Quote the lines below from the one containing "Recreate this image" to the final line, both ends included; exclude the pictures.

## Data extract
begin

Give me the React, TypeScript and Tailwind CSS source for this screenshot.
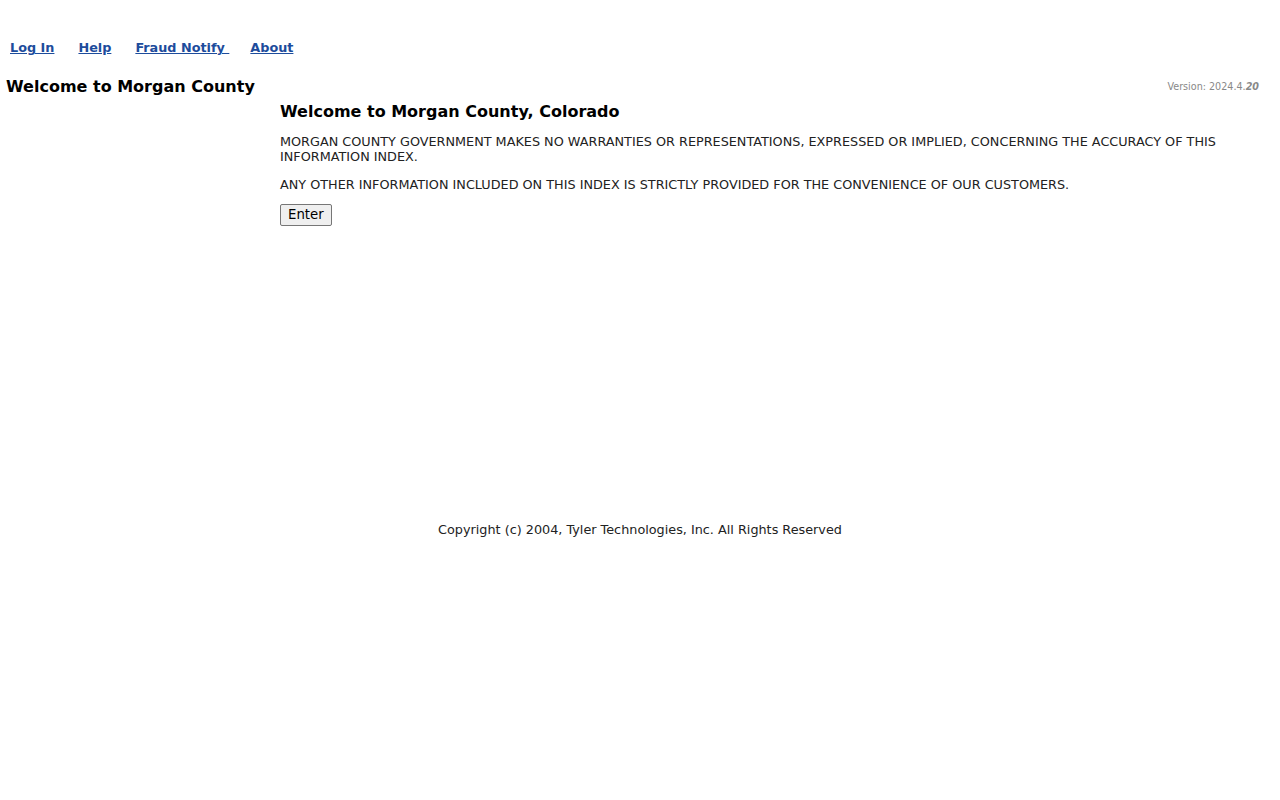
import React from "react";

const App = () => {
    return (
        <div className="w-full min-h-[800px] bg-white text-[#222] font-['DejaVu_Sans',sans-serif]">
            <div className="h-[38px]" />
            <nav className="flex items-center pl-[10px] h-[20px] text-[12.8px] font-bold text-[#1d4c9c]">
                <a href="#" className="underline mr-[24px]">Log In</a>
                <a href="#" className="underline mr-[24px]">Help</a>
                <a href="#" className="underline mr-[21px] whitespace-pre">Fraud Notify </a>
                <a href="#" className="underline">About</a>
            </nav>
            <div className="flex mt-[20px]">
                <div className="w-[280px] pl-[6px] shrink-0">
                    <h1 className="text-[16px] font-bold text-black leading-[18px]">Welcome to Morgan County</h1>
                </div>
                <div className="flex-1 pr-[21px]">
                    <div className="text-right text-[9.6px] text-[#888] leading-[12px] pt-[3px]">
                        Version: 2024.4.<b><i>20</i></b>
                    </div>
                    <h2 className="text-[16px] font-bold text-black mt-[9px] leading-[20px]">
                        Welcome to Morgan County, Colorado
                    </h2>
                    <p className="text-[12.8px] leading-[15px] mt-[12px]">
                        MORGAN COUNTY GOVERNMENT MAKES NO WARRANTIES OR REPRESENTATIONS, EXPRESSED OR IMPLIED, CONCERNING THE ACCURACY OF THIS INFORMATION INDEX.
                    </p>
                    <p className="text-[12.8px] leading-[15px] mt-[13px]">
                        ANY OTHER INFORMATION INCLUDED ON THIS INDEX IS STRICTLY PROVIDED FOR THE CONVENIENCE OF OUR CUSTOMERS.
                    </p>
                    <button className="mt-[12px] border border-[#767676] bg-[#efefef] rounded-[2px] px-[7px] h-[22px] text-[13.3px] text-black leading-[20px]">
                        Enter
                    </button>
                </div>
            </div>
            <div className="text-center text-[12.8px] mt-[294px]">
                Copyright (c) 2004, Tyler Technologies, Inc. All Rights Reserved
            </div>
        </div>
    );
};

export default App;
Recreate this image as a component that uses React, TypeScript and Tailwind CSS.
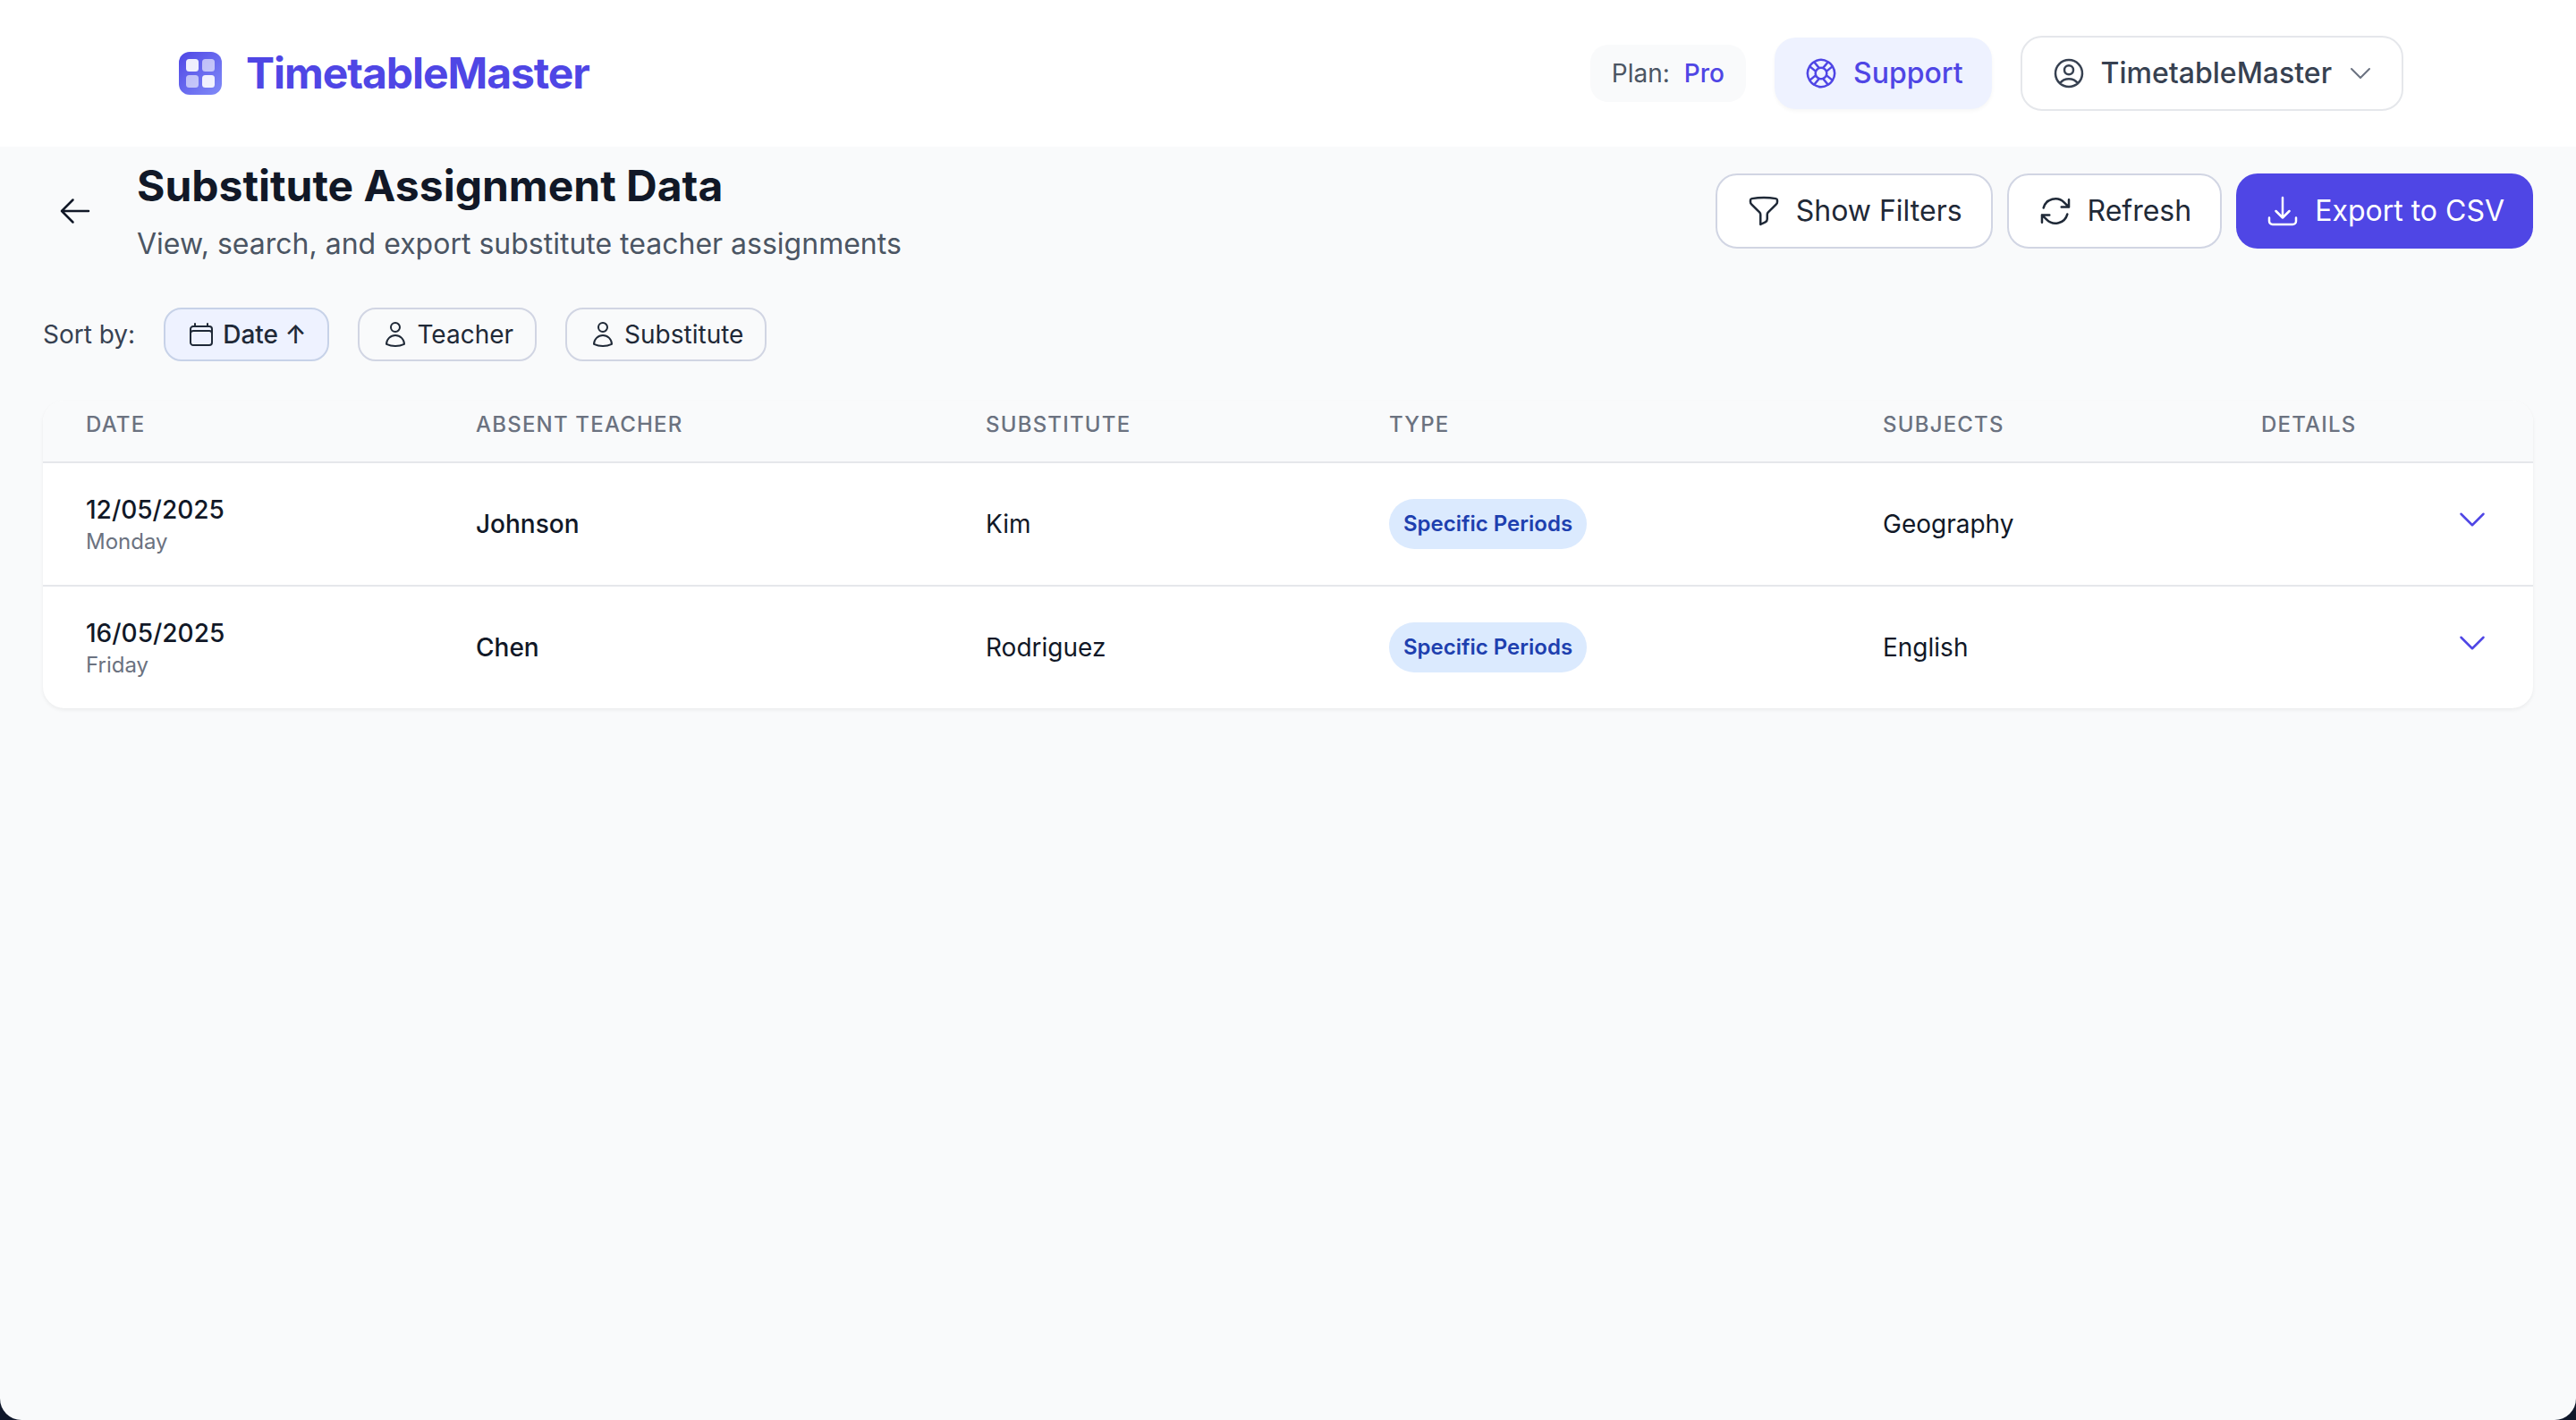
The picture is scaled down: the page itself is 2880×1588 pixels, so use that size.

end

## Reply
Recreate this image as a component that uses React, TypeScript and Tailwind CSS.
The picture is scaled down: the page itself is 2880×1588 pixels, so use that size.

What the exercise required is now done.